🤖 AI Summary
Existing neural network robustness certification methods struggle to provide reliable and efficient safety guarantees against adversarial examples. This work proposes an optimal certification framework based on the apothem metric, introducing this geometric measure for the first time into robustness analysis. We prove that volume-optimal certification is infeasible under the verifier paradigm and instead develop a dual certification mechanism that yields theoretical upper and lower bounds for class-wise instances. By integrating formal verification, interval analysis, and multidimensional geometric techniques, we implement ParallelepipedoNN—an efficient certification system.
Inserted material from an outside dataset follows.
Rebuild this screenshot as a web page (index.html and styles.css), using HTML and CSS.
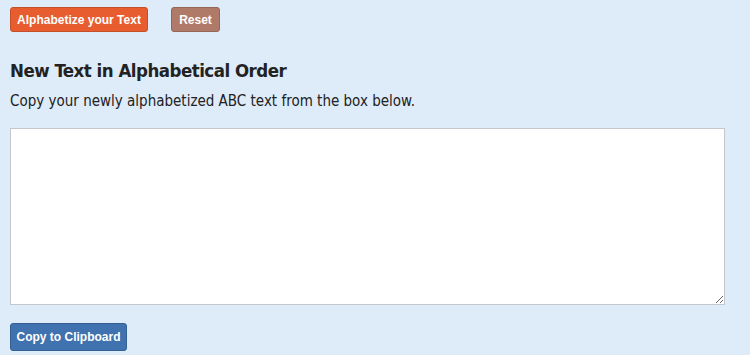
FILE: index.html
```html
<!DOCTYPE html>
<html>
<head>
<meta charset="utf-8">
<link rel="stylesheet" href="styles.css">
</head>
<body>
<div class="page">
  <div class="actions">
    <button class="btn btn-orange">Alphabetize your Text</button>
    <button class="btn btn-brown">Reset</button>
  </div>
  <h2 class="title">New Text in Alphabetical Order</h2>
  <p class="desc">Copy your newly alphabetized ABC text from the box below.</p>
  <textarea class="output"></textarea>
  <div class="copy-row">
    <button class="btn btn-blue">Copy to Clipboard</button>
  </div>
</div>
</body>
</html>
```
FILE: styles.css
```css
html, body {
  margin: 0;
  padding: 0;
  background: #deebf9;
}
.page {
  padding: 7px 10px 0 10px;
  font-family: "DejaVu Sans Condensed", "DejaVu Sans", sans-serif;
  color: #222;
}
.actions {
  display: flex;
  gap: 23px;
}
.btn {
  font-family: "Liberation Sans", Arial, sans-serif;
  font-weight: bold;
  font-size: 12px;
  color: #fff;
  border-radius: 3px;
  height: 25px;
  padding: 0;
  white-space: nowrap;
  text-align: center;
  cursor: pointer;
}
.btn-orange {
  background: #e85d2f;
  border: 1px solid #c4502a;
  width: 138px;
}
.btn-brown {
  background: #b07a69;
  border: 1px solid #956555;
  width: 49px;
}
.btn-blue {
  background: #3f72ae;
  border: 1px solid #335f93;
  width: 117px;
  height: 28px;
}
.title {
  font-family: "DejaVu Sans Condensed", "DejaVu Sans", sans-serif;
  font-size: 18.5px;
  letter-spacing: -0.5px;
  font-weight: bold;
  margin: 27px 0 0 0;
  line-height: 24px;
}
.desc {
  font-size: 15px;
  margin: 8px 0 0 0;
  line-height: 20px;
}
.output {
  display: block;
  box-sizing: border-box;
  width: 715px;
  height: 177px;
  margin-top: 17px;
  border: 1px solid #c4c8cc;
  background: #fff;
}
.copy-row {
  margin-top: 18px;
}
```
Experiments on MNIST and Fashion-MNIST demonstrate that our approach at least doubles the minimal certified radius, substantially enhancing the reliability of certified robustness bounds.
📝 Abstract
A primary challenge in AI safety is the existence of adversarial examples -- slightly distorted inputs that cause a neural network (NN) to misclassify. To mitigate this problem, recent research focuses on the computation of robustness certifications, which, for a given input, determine the largest distortion the input may receive without breaking the network's prediction. Robustness certifications can be interpreted as an axis-aligned hyper-rectangle (multi-dimensional intervals). Most existing approaches focus on maximizing the certification's volume, but recent intractability results prohibit the computation of volume-optimal certifications in reasonable time. We introduce the apothem measure and show how to compute apothem-optimal certifications in a linear number of calls to a NN verifier (oracle) w.r.t. the input domain's diameter. Moreover, we prove that we cannot have a volume-optimal, oracle-based algorithm, even if we discard the oracle costs. Also, we introduce dual certifications -- an interval including all instances of a class -- thus providing apothem-minimum upper bounds to a robustness certification. Further, we present the ParallelepipedoNN system, which we evaluate on the standard MNIST and Fashion MNIST benchmarks. A preliminary comparison with existing work on the same datasets reveals at least two-fold improvement w.r.t. the minimum edge length.